Em síntese, a experiência internacional comprova que a presença do estado como elemento fundamental na construção de uma política sólida de seguro. A experiência histórica mostra que 1) sem o Estado a existência de um programa de seguro viável no longo prazo é dificultada e 2) demora muito para se construir uma política, portanto demora muito para que a política seja efetiva e consistente. Um bom exemplo nesse caso é os EUA, que hoje tem uma política de seguro bastante consistente como resultado de um longo e demorado processo de aprimoramento.
 
No caso brasileiro, a politica agrícola foi desenvolvida basicamente ao redor de três eixos inter-relacionados: crédito, garantia de preços mínimos e seguro rural. Não há dúvida que a predominância e o carro chefe da política agrícola brasileira foi e ainda é o crédito rural, por seu tamanho e abrangência. Existe ainda hoje uma política de preços mínimos combinada a estoques reguladores, mas que é bem menor do que quando de sua origem.
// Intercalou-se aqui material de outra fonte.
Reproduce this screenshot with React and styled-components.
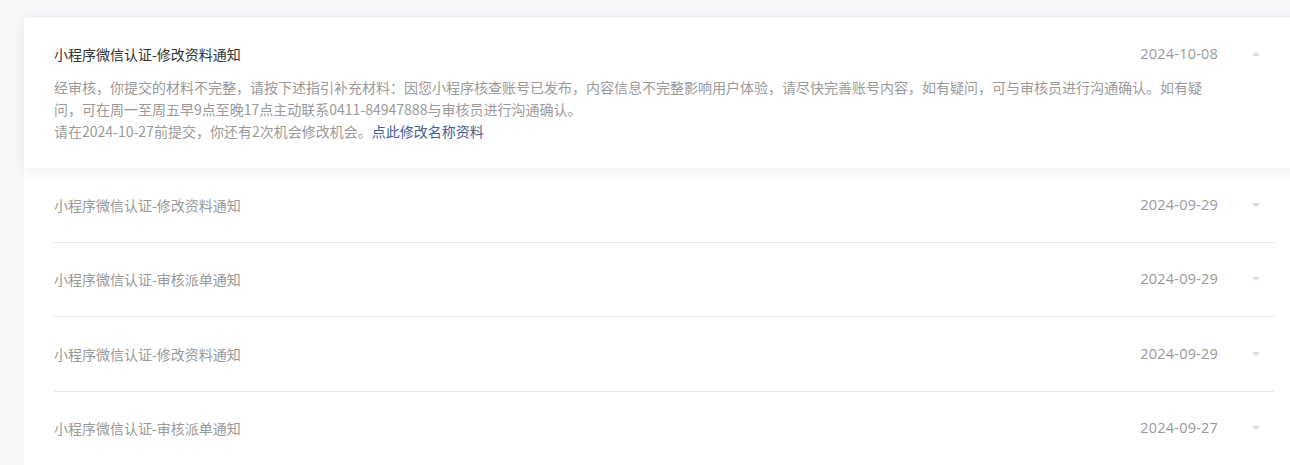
import React from 'react';
import styled, { createGlobalStyle } from 'styled-components';

const GlobalStyle = createGlobalStyle`
	html, body {
		margin: 0;
		padding: 0;
		background: #f7f8fa;
		overflow: hidden;
	}
	body {
		font-family: "Noto Sans CJK SC", "Noto Sans", sans-serif;
		-webkit-font-smoothing: antialiased;
	}
`;

const Page = styled.div`
	width: 1290px;
	height: 465px;
	padding: 18px 0 0 24px;
	box-sizing: border-box;
	overflow: hidden;
`;

const Panel = styled.div`
	width: 1280px;
	min-height: 460px;
	background: #fff;
`;

const Item = styled.div`
	padding: 0 30px;
	box-sizing: border-box;
	background: #fff;
	${p =>
		p.open &&
		`
		position: relative;
		z-index: 1;
		box-shadow: 0 2px 14px rgba(30, 40, 70, 0.08);
		padding-top: 26px;
		padding-bottom: 26px;
	`}
`;

const Inner = styled.div`
	width: 1220px;
	${p =>
		!p.open &&
		`
		height: 74.5px;
		border-bottom: 1px solid #e8e8e8;
		box-sizing: border-box;
		display: flex;
		flex-direction: column;
		justify-content: center;
	`}
`;

const Header = styled.div`
	display: flex;
	align-items: center;
	height: 20px;
`;

const Title = styled.div`
	flex: 1;
	font-size: 14px;
	line-height: 20px;
	color: ${p => (p.open ? '#333' : '#999')};
`;

const Date = styled.div`
	font-family: "Open Sans", "Noto Sans", sans-serif;
	font-size: 14.5px;
	line-height: 20px;
	color: #9a9a9a;
	letter-spacing: 0.2px;
`;

const Arrow = styled.span`
	width: 0;
	height: 0;
	margin: 0 14px 0 34px;
	border-left: 4px solid transparent;
	border-right: 4px solid transparent;
	${p =>
		p.up
			? 'border-bottom: 4px solid #dcdcdc;'
			: 'border-top: 4px solid #dcdcdc;'}
`;

const Body = styled.div`
	margin-top: 12px;
	width: 1158px;
	font-size: 14px;
	line-height: 22px;
	color: #9a9a9a;
`;

const Link = styled.a`
	color: #44609a;
	text-decoration: none;
	cursor: pointer;
`;

const rows = [
	{ title: '小程序微信认证-修改资料通知', date: '2024-09-29' },
	{ title: '小程序微信认证-审核派单通知', date: '2024-09-29' },
	{ title: '小程序微信认证-修改资料通知', date: '2024-09-29' },
	{ title: '小程序微信认证-审核派单通知', date: '2024-09-27' }
];

const App = () => (
	<Page>
		<GlobalStyle />
		<Panel>
			<Item open>
				<Inner open>
					<Header>
						<Title open>小程序微信认证-修改资料通知</Title>
						<Date>2024-10-08</Date>
						<Arrow up />
					</Header>
					<Body>
						经审核，你提交的材料不完整，请按下述指引补充材料：因您小程序核查账号已发布，内容信息不完整影响用户体验，请尽快完善账号内容，如有疑问，可与审核员进行沟通确认。如有疑问，可在周一至周五早9点至晚17点主动联系0411-84947888与审核员进行沟通确认。
						<br />
						请在2024-10-27前提交，你还有2次机会修改机会。
						<Link>点此修改名称资料</Link>
					</Body>
				</Inner>
			</Item>
			{rows.map((row, i) => (
				<Item key={`row-${i}`}>
					<Inner>
						<Header>
							<Title>{row.title}</Title>
							<Date>{row.date}</Date>
							<Arrow />
						</Header>
					</Inner>
				</Item>
			))}
		</Panel>
	</Page>
);

export default App;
Na prática, o seguro rural, na esfera da política pública brasileira sempre foi posicionado em uma escala de menor espectro.
 
No que se refere a seguro rural, foram criados programas distintos para atender diferentes escalas de produtores. Para atender os pequenos produtores, foi criado o Proagro há muitas décadas e, mais recentemente, para atender a agricultura familiar foi criado o PROAGRO Mais. Paralelamente construiu-se o programa de subvenção ao seguro rural para atender agricultores de maior escala não contemplados nos referidos programas. Aprovado em 2003, nota-se que o programa ainda não completou uma década e foi marcado por oscilações no orçamento e na disponibilização de recursos.

Fazendo uma análise conjunta das modalidades e mecanismos mitigadores do riscos climáticos (Proagro, Proagro Mais e Seguro Privado) é possível notar que parcela muito reduzida da produção da agricultura brasileira está protegida por alguma modalidade de seguro, estimasse apenas 18% da área agrícola.